** BEGIN **
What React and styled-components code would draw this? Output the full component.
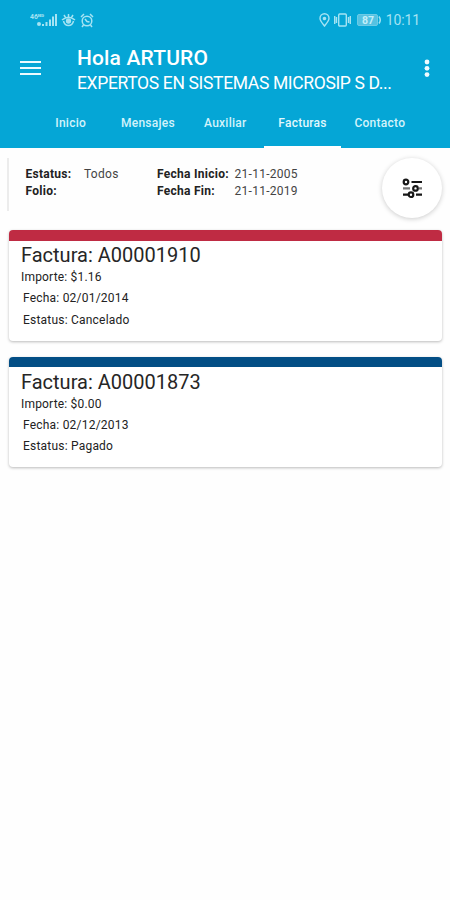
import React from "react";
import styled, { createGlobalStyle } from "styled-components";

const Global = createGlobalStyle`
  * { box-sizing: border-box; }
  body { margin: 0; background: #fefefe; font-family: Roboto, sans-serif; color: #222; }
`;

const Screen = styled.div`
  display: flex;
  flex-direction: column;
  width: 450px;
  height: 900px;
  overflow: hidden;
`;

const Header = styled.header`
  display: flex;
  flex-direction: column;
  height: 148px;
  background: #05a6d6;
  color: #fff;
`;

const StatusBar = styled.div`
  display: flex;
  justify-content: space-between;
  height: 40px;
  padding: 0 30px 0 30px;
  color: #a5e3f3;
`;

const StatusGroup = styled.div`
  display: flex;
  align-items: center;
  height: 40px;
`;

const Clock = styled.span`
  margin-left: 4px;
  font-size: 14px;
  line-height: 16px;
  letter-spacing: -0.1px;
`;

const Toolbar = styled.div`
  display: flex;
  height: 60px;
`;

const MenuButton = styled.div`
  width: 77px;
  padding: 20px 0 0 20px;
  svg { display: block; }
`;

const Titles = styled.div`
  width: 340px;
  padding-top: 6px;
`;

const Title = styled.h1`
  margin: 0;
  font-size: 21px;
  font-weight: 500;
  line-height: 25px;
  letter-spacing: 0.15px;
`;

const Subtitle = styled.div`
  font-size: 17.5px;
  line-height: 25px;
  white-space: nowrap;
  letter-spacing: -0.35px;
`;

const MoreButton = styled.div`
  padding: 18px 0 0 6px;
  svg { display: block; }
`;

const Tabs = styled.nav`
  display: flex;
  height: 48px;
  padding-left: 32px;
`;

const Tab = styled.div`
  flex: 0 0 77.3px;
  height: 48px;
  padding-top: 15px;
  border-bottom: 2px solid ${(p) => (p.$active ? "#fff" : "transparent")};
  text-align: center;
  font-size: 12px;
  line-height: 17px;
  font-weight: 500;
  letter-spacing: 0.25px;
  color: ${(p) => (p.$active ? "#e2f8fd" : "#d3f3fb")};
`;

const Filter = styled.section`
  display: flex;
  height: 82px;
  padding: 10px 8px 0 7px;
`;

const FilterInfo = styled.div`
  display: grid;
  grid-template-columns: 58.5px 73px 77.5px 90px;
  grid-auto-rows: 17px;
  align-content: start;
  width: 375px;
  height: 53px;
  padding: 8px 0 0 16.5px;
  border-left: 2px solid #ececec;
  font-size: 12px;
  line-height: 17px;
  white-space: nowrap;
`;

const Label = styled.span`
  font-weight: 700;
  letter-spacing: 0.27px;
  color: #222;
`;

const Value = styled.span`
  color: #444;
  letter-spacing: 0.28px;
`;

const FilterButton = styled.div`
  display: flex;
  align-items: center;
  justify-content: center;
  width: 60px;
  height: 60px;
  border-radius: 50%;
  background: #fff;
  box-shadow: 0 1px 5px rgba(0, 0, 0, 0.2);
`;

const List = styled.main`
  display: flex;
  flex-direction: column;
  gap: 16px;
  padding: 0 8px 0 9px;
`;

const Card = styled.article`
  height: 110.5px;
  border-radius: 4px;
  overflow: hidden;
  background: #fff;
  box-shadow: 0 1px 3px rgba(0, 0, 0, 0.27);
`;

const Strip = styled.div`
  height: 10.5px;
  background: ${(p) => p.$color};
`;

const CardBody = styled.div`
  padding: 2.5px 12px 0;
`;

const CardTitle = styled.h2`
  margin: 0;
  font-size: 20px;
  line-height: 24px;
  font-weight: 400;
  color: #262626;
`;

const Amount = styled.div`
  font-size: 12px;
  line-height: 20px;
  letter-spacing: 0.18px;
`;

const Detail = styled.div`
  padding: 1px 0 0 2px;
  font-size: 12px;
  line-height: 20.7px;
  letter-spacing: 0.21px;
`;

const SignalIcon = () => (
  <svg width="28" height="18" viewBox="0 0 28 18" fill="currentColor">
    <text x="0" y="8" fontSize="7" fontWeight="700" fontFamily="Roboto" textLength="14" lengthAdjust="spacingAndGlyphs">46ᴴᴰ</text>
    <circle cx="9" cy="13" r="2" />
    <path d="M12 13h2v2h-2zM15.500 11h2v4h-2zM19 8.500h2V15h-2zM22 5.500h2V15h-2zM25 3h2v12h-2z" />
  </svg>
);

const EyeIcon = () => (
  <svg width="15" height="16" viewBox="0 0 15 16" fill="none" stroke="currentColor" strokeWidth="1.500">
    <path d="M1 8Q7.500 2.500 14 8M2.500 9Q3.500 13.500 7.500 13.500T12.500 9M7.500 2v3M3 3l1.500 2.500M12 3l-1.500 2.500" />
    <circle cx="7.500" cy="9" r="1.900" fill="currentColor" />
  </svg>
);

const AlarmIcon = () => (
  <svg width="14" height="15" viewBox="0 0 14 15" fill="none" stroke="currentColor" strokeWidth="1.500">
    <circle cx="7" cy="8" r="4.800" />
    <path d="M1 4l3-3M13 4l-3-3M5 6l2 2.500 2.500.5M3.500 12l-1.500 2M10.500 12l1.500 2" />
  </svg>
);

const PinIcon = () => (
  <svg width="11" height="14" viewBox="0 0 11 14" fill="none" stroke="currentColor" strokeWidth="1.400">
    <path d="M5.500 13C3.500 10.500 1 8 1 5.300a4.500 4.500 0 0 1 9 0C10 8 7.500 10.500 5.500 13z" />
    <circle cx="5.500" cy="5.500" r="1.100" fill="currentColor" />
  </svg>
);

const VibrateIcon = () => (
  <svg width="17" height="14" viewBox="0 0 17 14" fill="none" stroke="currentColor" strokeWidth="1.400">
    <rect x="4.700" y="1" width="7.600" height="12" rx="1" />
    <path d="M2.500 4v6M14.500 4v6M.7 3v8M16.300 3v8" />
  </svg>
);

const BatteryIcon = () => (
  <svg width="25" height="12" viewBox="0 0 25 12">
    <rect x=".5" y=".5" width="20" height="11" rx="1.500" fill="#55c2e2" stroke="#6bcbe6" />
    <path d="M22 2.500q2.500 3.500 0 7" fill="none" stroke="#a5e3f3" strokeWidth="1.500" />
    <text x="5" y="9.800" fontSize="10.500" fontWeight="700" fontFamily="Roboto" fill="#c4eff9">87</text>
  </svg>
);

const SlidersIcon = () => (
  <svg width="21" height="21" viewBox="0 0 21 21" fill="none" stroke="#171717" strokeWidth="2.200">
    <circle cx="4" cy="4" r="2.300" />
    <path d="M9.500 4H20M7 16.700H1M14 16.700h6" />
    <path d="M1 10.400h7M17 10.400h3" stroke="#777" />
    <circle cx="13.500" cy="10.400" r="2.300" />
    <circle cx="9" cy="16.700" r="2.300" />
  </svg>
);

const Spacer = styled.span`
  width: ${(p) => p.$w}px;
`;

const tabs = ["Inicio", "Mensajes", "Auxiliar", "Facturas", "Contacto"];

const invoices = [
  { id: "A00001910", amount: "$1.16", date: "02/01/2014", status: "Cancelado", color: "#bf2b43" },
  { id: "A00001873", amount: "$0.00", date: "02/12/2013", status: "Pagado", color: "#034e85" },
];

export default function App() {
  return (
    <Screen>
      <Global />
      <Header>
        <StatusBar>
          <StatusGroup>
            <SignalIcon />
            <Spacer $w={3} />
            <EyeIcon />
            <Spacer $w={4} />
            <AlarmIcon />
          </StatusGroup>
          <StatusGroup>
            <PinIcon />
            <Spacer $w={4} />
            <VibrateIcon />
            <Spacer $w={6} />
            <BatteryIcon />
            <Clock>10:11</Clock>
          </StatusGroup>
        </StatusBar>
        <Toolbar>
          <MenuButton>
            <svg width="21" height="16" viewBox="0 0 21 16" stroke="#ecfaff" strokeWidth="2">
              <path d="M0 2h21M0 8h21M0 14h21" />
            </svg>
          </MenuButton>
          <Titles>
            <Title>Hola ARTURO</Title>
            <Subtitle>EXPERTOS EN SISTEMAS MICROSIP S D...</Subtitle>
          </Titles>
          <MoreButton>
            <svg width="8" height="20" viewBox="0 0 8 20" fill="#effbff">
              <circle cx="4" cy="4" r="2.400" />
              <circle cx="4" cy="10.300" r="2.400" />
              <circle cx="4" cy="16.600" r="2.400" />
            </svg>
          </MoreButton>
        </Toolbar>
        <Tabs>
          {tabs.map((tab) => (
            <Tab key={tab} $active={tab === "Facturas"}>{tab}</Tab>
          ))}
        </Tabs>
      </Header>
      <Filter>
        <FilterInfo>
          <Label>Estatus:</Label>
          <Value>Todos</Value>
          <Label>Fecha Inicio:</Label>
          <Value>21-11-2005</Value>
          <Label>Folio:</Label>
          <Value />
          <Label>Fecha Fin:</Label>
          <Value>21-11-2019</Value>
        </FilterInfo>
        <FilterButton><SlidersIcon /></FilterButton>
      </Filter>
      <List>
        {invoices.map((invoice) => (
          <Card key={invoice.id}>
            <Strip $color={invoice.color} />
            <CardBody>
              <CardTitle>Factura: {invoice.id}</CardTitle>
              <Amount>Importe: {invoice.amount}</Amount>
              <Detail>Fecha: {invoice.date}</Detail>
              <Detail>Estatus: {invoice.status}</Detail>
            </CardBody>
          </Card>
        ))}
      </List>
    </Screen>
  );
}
** END **
** BEGIN **
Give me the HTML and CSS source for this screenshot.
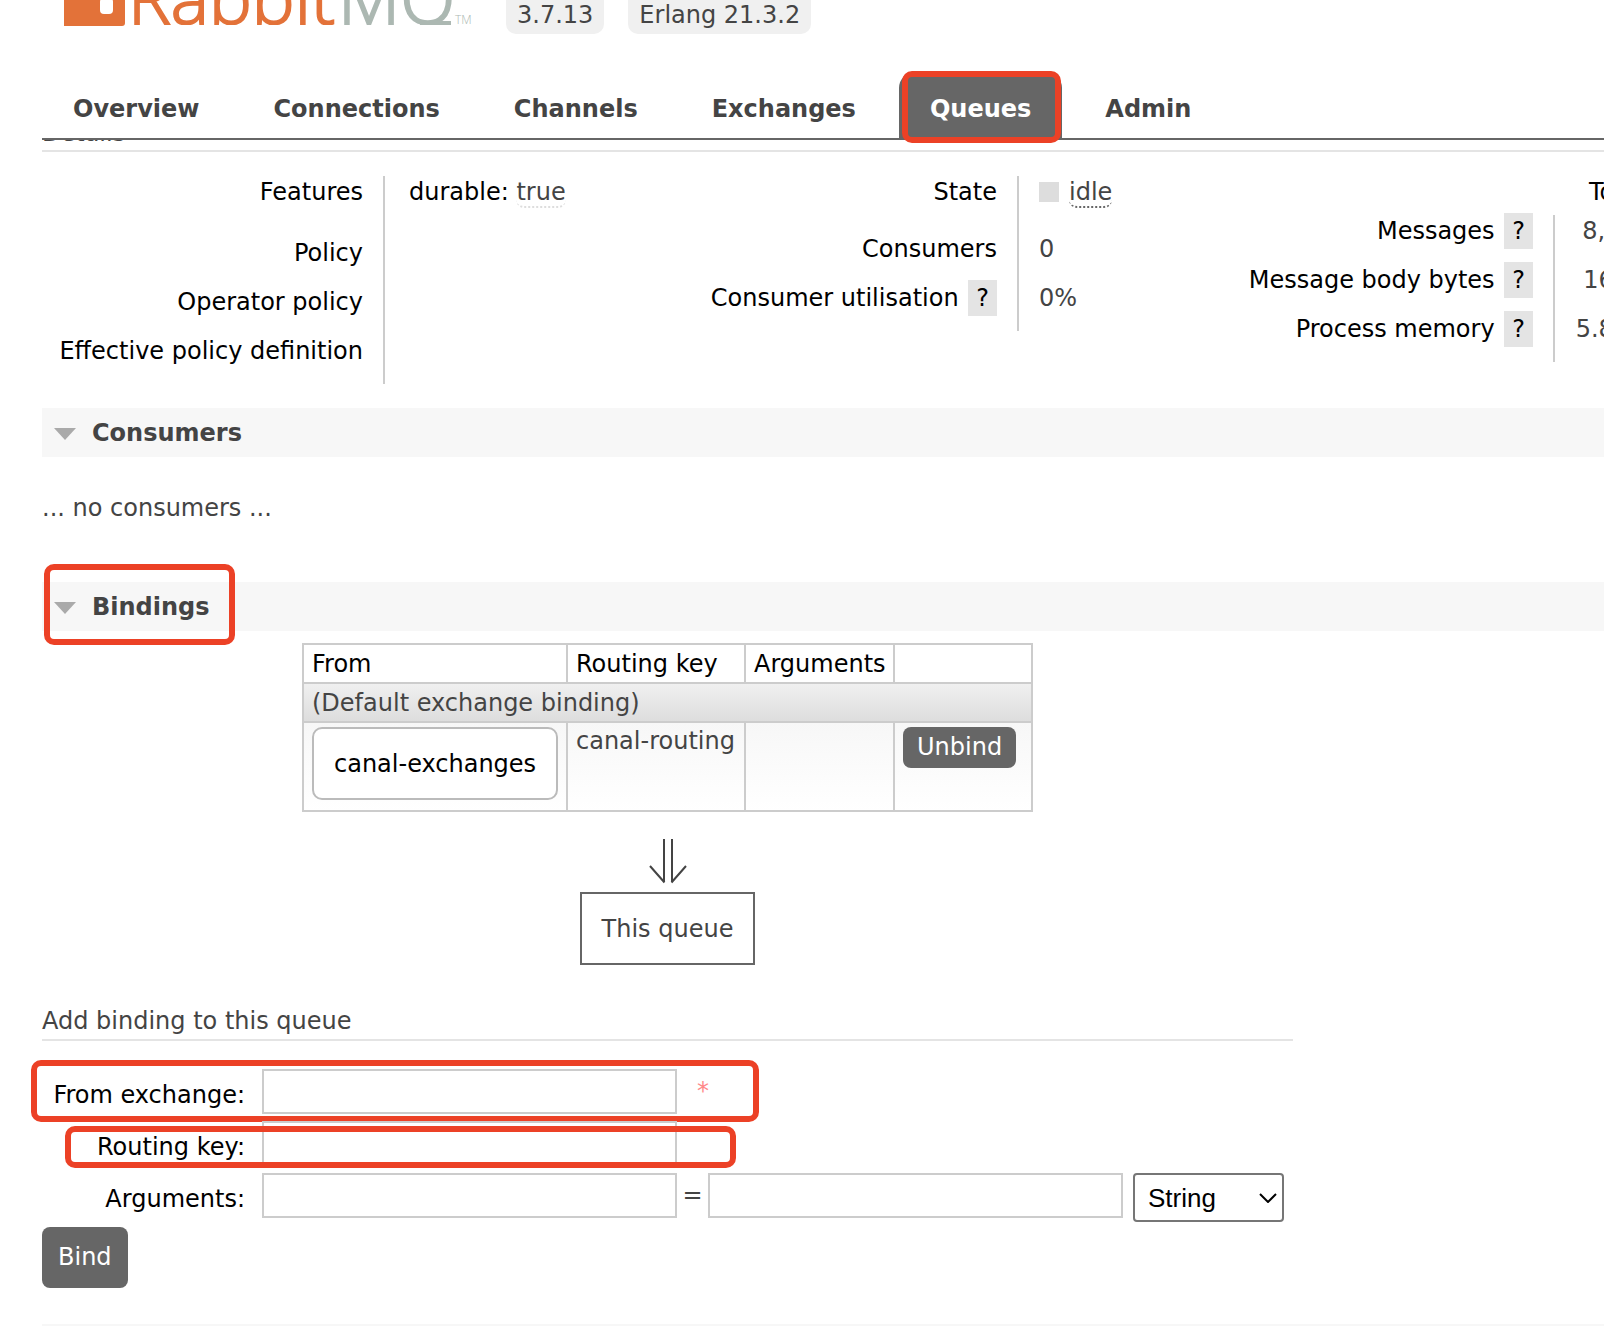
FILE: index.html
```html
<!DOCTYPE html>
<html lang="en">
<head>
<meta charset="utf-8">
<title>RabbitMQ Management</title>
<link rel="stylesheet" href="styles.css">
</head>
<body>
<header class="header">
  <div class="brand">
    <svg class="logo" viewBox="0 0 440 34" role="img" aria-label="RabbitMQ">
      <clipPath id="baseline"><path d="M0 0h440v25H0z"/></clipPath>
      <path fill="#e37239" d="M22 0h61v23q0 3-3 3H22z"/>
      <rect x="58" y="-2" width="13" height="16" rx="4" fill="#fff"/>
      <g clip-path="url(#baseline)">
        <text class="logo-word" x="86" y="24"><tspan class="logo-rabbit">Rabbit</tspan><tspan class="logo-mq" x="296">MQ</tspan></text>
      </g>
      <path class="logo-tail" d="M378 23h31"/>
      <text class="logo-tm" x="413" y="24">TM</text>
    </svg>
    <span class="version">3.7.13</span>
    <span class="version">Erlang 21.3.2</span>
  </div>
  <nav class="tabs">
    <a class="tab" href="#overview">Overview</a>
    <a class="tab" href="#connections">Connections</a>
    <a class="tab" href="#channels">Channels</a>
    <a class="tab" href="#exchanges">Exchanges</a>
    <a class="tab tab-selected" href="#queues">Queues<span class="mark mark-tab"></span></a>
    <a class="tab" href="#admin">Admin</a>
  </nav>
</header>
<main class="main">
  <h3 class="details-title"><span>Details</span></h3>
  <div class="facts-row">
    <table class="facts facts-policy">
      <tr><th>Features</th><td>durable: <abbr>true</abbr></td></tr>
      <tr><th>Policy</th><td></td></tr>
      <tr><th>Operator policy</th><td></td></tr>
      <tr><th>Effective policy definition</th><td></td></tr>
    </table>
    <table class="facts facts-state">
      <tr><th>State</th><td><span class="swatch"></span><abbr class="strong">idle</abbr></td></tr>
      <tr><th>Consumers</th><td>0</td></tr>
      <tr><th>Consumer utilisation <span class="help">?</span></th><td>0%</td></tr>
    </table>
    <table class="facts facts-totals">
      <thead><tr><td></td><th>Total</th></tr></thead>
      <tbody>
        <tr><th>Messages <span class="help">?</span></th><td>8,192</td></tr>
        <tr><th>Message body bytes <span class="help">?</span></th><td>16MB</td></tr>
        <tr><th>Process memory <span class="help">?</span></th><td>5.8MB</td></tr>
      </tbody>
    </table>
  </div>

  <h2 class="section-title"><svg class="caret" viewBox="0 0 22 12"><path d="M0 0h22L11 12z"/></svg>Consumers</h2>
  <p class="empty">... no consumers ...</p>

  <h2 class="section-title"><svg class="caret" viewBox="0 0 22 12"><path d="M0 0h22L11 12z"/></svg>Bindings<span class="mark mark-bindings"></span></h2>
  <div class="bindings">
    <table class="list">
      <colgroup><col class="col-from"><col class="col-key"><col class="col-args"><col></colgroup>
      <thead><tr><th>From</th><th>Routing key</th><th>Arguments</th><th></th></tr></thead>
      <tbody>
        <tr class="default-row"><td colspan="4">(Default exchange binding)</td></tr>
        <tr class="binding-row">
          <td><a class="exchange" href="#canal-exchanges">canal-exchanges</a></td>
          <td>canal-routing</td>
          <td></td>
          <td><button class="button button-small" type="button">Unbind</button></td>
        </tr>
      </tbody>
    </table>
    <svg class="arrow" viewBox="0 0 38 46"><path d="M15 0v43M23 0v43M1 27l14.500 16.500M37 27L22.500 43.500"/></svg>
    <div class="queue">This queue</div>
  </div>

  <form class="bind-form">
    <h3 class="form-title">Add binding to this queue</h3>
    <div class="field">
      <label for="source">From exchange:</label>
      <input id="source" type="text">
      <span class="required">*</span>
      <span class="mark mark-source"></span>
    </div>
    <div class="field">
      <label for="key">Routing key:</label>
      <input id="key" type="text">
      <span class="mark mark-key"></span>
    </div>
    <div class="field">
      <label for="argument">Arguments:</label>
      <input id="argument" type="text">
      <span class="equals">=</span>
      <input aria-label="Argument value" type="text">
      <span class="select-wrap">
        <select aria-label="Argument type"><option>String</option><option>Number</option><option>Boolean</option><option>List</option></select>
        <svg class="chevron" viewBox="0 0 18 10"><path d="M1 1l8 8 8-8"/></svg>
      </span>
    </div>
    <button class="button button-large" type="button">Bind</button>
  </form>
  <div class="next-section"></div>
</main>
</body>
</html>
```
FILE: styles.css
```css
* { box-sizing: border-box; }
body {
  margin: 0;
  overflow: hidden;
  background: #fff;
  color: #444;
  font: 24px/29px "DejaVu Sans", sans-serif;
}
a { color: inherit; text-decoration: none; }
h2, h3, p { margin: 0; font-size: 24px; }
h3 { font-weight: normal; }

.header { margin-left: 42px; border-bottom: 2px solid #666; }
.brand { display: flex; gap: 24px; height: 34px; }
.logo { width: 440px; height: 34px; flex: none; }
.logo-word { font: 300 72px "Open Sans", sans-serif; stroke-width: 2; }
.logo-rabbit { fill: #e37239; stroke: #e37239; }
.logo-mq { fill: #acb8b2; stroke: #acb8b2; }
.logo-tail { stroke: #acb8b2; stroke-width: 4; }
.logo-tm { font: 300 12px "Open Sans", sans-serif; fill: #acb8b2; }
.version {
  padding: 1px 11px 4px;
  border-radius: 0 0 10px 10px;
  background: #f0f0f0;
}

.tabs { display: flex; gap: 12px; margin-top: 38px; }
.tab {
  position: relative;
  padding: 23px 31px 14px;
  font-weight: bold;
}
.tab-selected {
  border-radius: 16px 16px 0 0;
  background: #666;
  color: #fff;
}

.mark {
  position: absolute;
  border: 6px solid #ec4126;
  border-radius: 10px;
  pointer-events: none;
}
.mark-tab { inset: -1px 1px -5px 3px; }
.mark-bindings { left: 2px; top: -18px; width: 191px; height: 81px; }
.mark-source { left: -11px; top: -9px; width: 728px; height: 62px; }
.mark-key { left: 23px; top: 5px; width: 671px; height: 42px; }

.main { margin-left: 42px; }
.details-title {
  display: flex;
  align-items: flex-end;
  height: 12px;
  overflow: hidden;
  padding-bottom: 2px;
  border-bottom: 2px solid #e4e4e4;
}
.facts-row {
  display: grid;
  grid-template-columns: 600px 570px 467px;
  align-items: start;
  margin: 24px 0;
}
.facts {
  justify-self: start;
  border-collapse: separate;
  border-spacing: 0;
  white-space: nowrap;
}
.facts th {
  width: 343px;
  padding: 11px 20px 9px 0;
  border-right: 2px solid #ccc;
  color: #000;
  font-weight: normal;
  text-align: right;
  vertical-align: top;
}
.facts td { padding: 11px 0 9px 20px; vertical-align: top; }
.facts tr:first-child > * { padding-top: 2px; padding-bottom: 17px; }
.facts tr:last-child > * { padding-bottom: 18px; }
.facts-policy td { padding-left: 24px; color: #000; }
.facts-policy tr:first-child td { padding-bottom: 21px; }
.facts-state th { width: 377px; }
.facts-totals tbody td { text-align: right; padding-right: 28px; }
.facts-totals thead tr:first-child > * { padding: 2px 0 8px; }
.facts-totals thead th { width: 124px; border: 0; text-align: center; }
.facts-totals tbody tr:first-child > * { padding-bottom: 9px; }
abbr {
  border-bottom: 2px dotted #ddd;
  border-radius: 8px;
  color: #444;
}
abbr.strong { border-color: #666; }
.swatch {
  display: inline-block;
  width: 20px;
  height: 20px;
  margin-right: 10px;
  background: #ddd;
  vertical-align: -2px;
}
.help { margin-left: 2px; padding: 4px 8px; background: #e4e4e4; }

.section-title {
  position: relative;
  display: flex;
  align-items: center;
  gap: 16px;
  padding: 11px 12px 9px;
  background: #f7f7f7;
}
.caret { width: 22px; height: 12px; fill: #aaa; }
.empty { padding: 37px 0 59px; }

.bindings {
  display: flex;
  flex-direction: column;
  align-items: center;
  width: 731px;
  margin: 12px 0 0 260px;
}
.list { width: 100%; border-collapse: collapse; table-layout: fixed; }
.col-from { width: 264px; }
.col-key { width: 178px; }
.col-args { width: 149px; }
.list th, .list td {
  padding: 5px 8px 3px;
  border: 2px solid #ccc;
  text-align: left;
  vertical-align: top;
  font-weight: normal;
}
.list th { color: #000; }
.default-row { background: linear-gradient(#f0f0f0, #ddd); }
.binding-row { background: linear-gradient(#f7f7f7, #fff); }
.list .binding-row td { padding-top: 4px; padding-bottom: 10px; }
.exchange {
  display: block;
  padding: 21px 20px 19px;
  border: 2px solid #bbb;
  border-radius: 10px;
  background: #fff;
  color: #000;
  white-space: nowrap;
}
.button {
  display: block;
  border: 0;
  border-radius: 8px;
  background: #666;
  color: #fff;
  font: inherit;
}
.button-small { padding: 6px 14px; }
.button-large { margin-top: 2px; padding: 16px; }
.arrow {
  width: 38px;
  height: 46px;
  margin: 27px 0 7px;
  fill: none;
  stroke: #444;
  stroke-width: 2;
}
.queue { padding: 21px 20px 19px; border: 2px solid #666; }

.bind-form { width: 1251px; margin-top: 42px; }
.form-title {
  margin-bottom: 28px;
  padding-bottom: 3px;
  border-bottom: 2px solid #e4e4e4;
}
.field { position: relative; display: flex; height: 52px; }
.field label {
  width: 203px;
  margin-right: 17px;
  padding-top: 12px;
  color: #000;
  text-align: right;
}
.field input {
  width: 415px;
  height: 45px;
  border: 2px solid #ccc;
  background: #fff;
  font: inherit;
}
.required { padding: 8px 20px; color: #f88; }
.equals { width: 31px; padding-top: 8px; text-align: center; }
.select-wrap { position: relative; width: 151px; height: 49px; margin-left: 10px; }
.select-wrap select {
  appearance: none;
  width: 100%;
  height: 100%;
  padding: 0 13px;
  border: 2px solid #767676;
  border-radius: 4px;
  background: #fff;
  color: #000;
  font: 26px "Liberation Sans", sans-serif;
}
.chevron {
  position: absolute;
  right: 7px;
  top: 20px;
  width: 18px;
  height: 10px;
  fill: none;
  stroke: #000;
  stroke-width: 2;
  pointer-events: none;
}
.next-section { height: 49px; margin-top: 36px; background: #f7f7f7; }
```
** END **
[What is required]
Show every line where the string "React" appears.

[Output of the task]
What React and styled-components code would draw this? Output the full component.
import React from "react";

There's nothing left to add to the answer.